[begin Dataset records]

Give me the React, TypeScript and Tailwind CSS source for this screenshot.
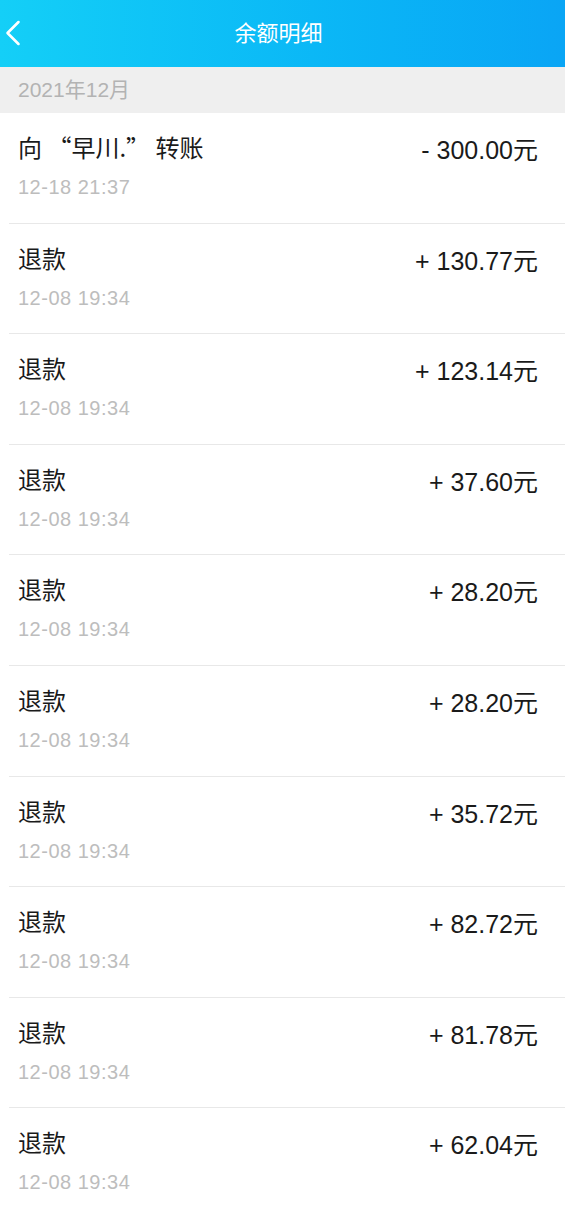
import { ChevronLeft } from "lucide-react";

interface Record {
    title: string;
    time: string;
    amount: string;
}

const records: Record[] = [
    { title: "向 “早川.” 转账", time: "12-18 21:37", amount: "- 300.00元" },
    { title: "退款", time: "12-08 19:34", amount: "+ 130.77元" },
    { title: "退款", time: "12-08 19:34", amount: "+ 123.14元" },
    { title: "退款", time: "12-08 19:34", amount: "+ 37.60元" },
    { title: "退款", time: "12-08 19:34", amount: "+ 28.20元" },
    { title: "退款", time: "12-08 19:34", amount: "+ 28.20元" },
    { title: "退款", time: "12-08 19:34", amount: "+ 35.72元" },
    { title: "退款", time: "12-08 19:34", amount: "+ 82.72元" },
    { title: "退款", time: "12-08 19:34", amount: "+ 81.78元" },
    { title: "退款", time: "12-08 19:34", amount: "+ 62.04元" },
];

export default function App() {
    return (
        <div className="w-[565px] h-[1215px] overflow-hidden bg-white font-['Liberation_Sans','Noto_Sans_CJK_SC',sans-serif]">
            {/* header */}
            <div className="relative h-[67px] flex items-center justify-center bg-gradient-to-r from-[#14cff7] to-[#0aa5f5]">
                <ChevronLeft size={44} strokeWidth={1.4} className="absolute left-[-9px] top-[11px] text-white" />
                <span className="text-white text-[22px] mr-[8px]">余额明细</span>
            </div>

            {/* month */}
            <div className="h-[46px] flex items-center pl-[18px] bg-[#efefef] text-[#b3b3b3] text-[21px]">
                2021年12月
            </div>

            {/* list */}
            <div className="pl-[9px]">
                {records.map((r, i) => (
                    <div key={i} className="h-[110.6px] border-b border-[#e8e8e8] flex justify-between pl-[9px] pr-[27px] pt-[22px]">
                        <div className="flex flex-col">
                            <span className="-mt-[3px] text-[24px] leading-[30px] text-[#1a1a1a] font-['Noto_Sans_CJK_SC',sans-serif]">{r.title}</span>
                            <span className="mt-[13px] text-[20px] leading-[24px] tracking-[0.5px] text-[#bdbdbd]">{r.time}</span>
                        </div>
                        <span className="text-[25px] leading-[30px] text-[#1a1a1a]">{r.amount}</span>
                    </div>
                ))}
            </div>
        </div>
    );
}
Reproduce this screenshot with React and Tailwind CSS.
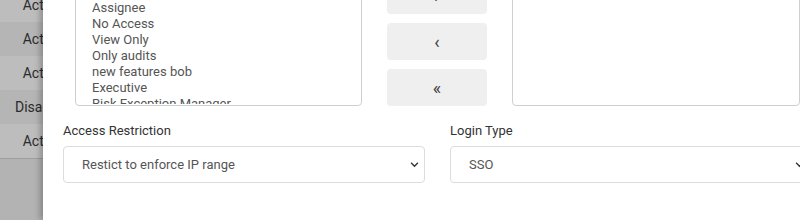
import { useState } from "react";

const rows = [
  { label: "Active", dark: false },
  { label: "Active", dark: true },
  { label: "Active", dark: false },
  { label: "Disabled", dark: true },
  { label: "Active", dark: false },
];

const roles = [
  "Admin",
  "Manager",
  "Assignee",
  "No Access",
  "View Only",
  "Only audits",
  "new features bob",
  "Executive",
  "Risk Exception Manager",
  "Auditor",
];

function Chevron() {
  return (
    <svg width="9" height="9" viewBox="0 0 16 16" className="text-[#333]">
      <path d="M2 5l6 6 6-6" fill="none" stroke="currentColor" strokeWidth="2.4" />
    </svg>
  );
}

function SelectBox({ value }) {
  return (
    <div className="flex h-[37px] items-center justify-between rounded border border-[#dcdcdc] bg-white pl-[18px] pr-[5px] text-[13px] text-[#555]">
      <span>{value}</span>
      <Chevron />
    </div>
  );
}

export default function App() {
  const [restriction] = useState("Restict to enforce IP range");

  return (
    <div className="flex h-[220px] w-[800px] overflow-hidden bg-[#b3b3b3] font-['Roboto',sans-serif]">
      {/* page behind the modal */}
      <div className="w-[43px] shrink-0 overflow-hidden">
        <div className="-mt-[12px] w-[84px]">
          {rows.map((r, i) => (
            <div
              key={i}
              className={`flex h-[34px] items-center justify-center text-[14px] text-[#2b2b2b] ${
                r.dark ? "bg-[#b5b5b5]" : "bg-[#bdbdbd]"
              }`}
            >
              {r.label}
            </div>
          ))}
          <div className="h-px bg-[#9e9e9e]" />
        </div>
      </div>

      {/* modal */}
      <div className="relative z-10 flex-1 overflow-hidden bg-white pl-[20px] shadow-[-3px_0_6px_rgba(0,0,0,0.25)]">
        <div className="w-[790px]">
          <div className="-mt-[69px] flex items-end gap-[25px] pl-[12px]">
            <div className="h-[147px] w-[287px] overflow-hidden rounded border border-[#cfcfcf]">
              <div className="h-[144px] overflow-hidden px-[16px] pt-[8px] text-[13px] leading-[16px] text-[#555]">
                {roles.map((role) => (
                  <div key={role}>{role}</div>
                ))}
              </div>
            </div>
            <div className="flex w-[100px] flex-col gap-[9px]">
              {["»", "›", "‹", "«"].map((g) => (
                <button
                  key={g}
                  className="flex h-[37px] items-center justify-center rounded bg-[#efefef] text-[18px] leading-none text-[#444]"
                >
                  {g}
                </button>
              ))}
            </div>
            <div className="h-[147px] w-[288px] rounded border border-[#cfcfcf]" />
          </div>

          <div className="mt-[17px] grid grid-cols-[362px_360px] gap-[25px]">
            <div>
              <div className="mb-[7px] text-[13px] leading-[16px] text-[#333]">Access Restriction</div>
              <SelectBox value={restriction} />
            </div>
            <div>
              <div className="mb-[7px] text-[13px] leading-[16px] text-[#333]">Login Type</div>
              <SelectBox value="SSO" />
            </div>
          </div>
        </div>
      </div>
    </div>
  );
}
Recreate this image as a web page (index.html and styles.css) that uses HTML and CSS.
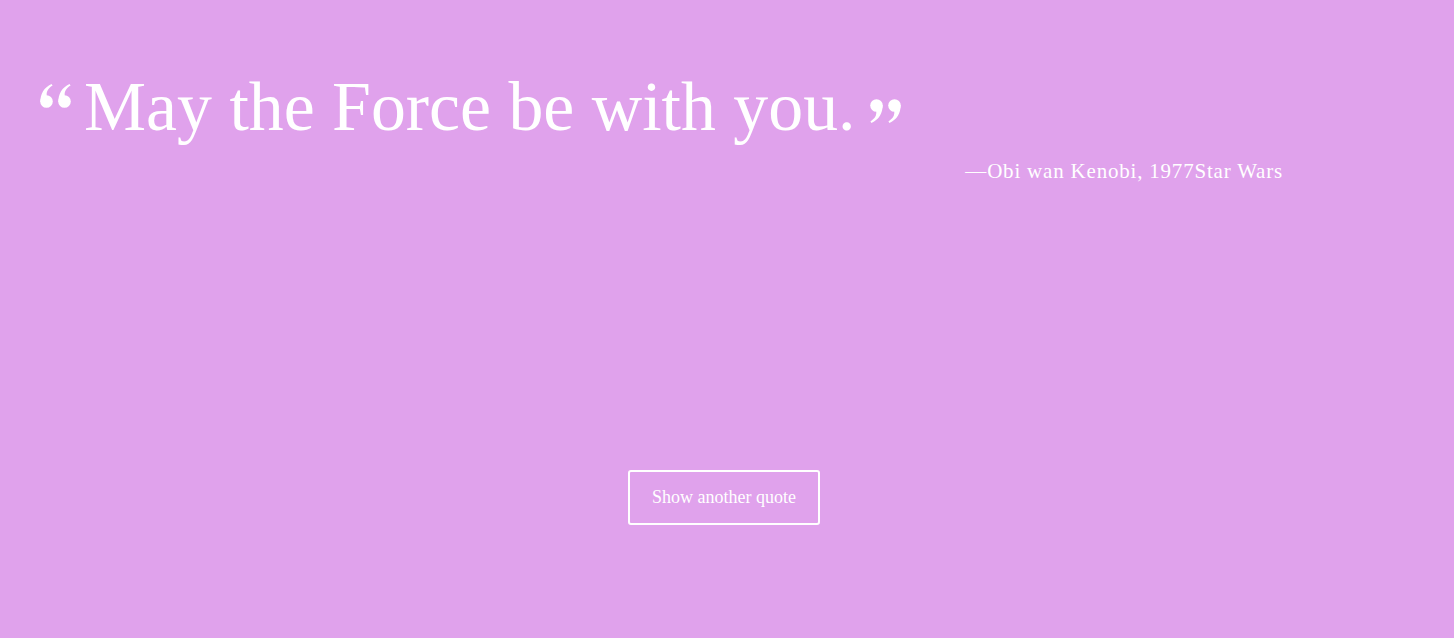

[end Dataset records]

# [Task objective]
Omit all pictures while transcribing the entries verbatim.

# [Exercise solution]
Give me the React, TypeScript and Tailwind CSS source for this screenshot.
import { ChevronLeft } from "lucide-react";

interface Record {
    title: string;
    time: string;
    amount: string;
}

const records: Record[] = [
    { title: "向 “早川.” 转账", time: "12-18 21:37", amount: "- 300.00元" },
    { title: "退款", time: "12-08 19:34", amount: "+ 130.77元" },
    { title: "退款", time: "12-08 19:34", amount: "+ 123.14元" },
    { title: "退款", time: "12-08 19:34", amount: "+ 37.60元" },
    { title: "退款", time: "12-08 19:34", amount: "+ 28.20元" },
    { title: "退款", time: "12-08 19:34", amount: "+ 28.20元" },
    { title: "退款", time: "12-08 19:34", amount: "+ 35.72元" },
    { title: "退款", time: "12-08 19:34", amount: "+ 82.72元" },
    { title: "退款", time: "12-08 19:34", amount: "+ 81.78元" },
    { title: "退款", time: "12-08 19:34", amount: "+ 62.04元" },
];

export default function App() {
    return (
        <div className="w-[565px] h-[1215px] overflow-hidden bg-white font-['Liberation_Sans','Noto_Sans_CJK_SC',sans-serif]">
            {/* header */}
            <div className="relative h-[67px] flex items-center justify-center bg-gradient-to-r from-[#14cff7] to-[#0aa5f5]">
                <ChevronLeft size={44} strokeWidth={1.4} className="absolute left-[-9px] top-[11px] text-white" />
                <span className="text-white text-[22px] mr-[8px]">余额明细</span>
            </div>

            {/* month */}
            <div className="h-[46px] flex items-center pl-[18px] bg-[#efefef] text-[#b3b3b3] text-[21px]">
                2021年12月
            </div>

            {/* list */}
            <div className="pl-[9px]">
                {records.map((r, i) => (
                    <div key={i} className="h-[110.6px] border-b border-[#e8e8e8] flex justify-between pl-[9px] pr-[27px] pt-[22px]">
                        <div className="flex flex-col">
                            <span className="-mt-[3px] text-[24px] leading-[30px] text-[#1a1a1a] font-['Noto_Sans_CJK_SC',sans-serif]">{r.title}</span>
                            <span className="mt-[13px] text-[20px] leading-[24px] tracking-[0.5px] text-[#bdbdbd]">{r.time}</span>
                        </div>
                        <span className="text-[25px] leading-[30px] text-[#1a1a1a]">{r.amount}</span>
                    </div>
                ))}
            </div>
        </div>
    );
}
Reproduce this screenshot with React and Tailwind CSS.
import { useState } from "react";

const rows = [
  { label: "Active", dark: false },
  { label: "Active", dark: true },
  { label: "Active", dark: false },
  { label: "Disabled", dark: true },
  { label: "Active", dark: false },
];

const roles = [
  "Admin",
  "Manager",
  "Assignee",
  "No Access",
  "View Only",
  "Only audits",
  "new features bob",
  "Executive",
  "Risk Exception Manager",
  "Auditor",
];

function Chevron() {
  return (
    <svg width="9" height="9" viewBox="0 0 16 16" className="text-[#333]">
      <path d="M2 5l6 6 6-6" fill="none" stroke="currentColor" strokeWidth="2.4" />
    </svg>
  );
}

function SelectBox({ value }) {
  return (
    <div className="flex h-[37px] items-center justify-between rounded border border-[#dcdcdc] bg-white pl-[18px] pr-[5px] text-[13px] text-[#555]">
      <span>{value}</span>
      <Chevron />
    </div>
  );
}

export default function App() {
  const [restriction] = useState("Restict to enforce IP range");

  return (
    <div className="flex h-[220px] w-[800px] overflow-hidden bg-[#b3b3b3] font-['Roboto',sans-serif]">
      {/* page behind the modal */}
      <div className="w-[43px] shrink-0 overflow-hidden">
        <div className="-mt-[12px] w-[84px]">
          {rows.map((r, i) => (
            <div
              key={i}
              className={`flex h-[34px] items-center justify-center text-[14px] text-[#2b2b2b] ${
                r.dark ? "bg-[#b5b5b5]" : "bg-[#bdbdbd]"
              }`}
            >
              {r.label}
            </div>
          ))}
          <div className="h-px bg-[#9e9e9e]" />
        </div>
      </div>

      {/* modal */}
      <div className="relative z-10 flex-1 overflow-hidden bg-white pl-[20px] shadow-[-3px_0_6px_rgba(0,0,0,0.25)]">
        <div className="w-[790px]">
          <div className="-mt-[69px] flex items-end gap-[25px] pl-[12px]">
            <div className="h-[147px] w-[287px] overflow-hidden rounded border border-[#cfcfcf]">
              <div className="h-[144px] overflow-hidden px-[16px] pt-[8px] text-[13px] leading-[16px] text-[#555]">
                {roles.map((role) => (
                  <div key={role}>{role}</div>
                ))}
              </div>
            </div>
            <div className="flex w-[100px] flex-col gap-[9px]">
              {["»", "›", "‹", "«"].map((g) => (
                <button
                  key={g}
                  className="flex h-[37px] items-center justify-center rounded bg-[#efefef] text-[18px] leading-none text-[#444]"
                >
                  {g}
                </button>
              ))}
            </div>
            <div className="h-[147px] w-[288px] rounded border border-[#cfcfcf]" />
          </div>

          <div className="mt-[17px] grid grid-cols-[362px_360px] gap-[25px]">
            <div>
              <div className="mb-[7px] text-[13px] leading-[16px] text-[#333]">Access Restriction</div>
              <SelectBox value={restriction} />
            </div>
            <div>
              <div className="mb-[7px] text-[13px] leading-[16px] text-[#333]">Login Type</div>
              <SelectBox value="SSO" />
            </div>
          </div>
        </div>
      </div>
    </div>
  );
}
Recreate this image as a web page (index.html and styles.css) that uses HTML and CSS.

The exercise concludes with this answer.